What gives this show its flavor and vitality is the sophisticated integration of indigenous American motifs with a vibrant contemporary approach.
Quilled box by Vicky Sanipass (around 1996). Photo: Mashantucket Pequot Museum
It's a different story at the uptown UBS Gallery, where "Gifts of the Forest: Native Traditions in Wood and Bark" holds forth. Drawn from the collections of the Mashantucket Pequot Museum and Research Center, a vital part of the tribal reservation in southeastern Connecticut famous for its Foxwoods casino, the show celebrates the trees of the rich forests that once covered the Northeast, yielding essential materials to the Pequot and other Eastern Woodland cultures. The materials go back hundreds of years to ancient woodworking tools used in New England before the introduction of European iron implements.
Contemporary objects in the show for the most part carry on the tribal traditions, like the simple and beautiful wooden flute made in 1999 by Hawk Henries (Nipmuc) and adorned with an elegantly carved bird motif; the exquisite containers covered with showy dyed quills done around 1996 by Vicky Sanipass (Micmac) and displayed with Micmac boxes of the mid-19th century; and a carved and painted root club made in 2000 by Stan Neptune (Penobscot), topped by a stylized eagle and ending in a delicate deer's hoof.

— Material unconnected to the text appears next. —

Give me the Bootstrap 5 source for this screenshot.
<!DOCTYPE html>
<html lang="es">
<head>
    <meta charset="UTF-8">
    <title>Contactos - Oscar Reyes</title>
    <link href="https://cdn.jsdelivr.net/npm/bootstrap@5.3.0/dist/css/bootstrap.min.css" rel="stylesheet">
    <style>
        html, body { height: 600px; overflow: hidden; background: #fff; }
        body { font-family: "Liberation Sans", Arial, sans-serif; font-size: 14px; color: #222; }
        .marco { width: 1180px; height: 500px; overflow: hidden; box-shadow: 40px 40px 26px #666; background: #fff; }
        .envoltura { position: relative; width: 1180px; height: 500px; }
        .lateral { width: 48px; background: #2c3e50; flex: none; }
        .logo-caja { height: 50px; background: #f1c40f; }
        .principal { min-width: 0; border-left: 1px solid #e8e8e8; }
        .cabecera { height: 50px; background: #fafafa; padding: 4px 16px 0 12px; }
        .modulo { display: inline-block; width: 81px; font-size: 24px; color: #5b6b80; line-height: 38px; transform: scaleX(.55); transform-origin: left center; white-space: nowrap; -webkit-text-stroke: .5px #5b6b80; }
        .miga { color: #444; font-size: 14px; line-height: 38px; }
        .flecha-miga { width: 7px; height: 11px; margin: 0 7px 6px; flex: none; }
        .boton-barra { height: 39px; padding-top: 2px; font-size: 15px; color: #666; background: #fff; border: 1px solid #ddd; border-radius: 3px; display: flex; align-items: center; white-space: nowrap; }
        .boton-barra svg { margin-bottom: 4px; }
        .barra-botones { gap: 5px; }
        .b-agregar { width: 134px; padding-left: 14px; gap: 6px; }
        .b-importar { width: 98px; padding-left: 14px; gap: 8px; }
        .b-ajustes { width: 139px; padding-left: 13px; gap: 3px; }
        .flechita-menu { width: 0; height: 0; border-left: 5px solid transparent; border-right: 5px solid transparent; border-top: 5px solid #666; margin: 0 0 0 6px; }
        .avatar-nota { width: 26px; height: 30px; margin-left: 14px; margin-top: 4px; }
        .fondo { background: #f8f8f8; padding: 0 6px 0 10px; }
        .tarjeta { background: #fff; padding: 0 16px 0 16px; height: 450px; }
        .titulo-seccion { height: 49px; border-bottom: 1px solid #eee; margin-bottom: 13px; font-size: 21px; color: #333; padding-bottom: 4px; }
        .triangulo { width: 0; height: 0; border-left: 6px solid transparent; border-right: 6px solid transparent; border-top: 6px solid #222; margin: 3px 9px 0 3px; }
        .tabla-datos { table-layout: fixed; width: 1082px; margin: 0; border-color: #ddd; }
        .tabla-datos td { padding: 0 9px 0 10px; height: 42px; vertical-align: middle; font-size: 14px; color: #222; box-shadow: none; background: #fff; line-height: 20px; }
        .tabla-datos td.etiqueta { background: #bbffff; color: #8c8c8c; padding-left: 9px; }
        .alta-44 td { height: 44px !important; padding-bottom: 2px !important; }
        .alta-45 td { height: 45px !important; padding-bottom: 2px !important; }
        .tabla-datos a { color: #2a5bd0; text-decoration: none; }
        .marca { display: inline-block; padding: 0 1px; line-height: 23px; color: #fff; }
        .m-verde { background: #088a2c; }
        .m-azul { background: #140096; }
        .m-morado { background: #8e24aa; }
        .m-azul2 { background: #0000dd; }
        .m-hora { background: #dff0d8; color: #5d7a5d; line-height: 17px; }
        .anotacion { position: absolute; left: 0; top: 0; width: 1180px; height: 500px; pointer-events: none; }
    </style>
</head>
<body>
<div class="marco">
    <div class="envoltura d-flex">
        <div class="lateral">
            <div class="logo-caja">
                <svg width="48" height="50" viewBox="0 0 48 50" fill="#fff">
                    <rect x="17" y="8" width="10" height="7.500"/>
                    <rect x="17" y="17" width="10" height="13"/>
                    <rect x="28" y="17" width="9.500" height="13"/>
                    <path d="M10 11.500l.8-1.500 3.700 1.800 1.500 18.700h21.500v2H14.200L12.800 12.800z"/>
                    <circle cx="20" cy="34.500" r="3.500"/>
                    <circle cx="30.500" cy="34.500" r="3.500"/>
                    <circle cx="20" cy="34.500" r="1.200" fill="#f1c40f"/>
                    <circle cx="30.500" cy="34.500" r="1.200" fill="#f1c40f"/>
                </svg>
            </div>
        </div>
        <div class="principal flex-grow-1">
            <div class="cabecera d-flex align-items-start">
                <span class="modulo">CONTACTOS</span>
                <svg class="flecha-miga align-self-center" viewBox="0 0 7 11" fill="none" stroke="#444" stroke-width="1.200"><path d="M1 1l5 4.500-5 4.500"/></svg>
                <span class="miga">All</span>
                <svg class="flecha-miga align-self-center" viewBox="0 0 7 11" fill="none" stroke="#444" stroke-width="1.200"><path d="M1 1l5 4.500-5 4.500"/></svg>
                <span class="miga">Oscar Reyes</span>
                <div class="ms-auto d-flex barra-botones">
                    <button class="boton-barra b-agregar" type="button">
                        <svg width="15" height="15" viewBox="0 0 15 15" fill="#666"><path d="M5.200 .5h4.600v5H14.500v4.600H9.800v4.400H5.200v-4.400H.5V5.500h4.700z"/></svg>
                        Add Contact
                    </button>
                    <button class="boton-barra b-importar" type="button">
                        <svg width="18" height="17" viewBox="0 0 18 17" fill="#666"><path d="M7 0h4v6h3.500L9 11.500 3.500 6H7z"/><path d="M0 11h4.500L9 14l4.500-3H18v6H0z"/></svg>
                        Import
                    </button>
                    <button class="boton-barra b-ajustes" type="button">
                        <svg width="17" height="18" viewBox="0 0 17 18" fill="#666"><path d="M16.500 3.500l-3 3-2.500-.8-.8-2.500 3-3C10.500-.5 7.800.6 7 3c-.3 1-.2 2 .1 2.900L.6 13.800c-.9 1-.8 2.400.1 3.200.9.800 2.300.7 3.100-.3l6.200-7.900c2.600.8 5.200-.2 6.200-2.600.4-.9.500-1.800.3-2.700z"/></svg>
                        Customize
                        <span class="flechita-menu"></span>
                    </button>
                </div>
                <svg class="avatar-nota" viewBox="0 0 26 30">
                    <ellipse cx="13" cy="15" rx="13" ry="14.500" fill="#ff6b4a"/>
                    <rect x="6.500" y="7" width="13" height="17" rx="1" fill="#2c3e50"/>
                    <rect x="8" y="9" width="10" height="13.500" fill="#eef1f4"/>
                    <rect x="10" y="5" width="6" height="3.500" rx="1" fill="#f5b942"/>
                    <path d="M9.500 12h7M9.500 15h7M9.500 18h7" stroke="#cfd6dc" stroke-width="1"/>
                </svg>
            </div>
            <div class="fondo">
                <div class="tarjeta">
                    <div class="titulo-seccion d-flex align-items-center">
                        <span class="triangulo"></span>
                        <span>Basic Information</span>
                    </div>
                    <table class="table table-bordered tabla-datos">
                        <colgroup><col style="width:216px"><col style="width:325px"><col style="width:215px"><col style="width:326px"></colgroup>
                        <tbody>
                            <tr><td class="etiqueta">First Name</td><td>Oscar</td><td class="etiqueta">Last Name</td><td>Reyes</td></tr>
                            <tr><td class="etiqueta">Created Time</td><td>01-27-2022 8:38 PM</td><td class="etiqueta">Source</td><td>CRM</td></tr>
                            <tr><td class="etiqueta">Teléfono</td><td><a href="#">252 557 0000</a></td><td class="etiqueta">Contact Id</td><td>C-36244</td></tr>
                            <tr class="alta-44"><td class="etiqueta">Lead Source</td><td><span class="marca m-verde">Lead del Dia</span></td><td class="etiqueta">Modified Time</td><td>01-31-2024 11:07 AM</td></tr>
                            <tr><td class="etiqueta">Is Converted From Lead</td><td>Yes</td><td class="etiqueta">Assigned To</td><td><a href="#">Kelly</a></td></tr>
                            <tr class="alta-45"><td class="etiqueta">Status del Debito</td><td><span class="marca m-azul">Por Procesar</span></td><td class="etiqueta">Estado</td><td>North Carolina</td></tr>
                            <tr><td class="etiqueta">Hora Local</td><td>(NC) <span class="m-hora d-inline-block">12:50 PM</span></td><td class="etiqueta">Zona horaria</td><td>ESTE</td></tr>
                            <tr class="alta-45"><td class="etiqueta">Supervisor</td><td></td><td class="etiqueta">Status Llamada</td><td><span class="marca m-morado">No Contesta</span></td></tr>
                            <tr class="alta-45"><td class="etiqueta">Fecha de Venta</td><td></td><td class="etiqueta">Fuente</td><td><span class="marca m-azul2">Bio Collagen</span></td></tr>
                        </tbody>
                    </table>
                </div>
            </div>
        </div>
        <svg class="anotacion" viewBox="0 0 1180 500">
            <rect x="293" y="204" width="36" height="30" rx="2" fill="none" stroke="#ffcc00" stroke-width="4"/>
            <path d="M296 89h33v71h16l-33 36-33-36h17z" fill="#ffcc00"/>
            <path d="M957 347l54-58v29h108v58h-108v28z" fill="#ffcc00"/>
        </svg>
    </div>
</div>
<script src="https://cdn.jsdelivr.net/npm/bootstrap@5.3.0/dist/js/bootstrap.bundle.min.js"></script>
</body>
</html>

It is based on traditional Penobscot root clubs that originally served as weapons, like the 19th-century model also shown here, with a formidable spiky head.
Many of the objects were made in the 19th or early-20th century: handsome woven baskets, carved bowls and spoons; decorated cradle boards to which babies were strapped; birch bark canoe models; an elegant birch bark hamper whose sides bear a stylized tree motif. One of the show's most arresting displays is an array of 19th- and early-20th-century tools, most embellished with decoration, including an apple corer, a knife with a handle in the shape of a curved hand, and splint gauges that allowed basket makers to cut several splints of the same width at the same time.
But this is just a taste of the treasures at the Mashantucket Pequot Museum. For a truly in-depth experience, go there.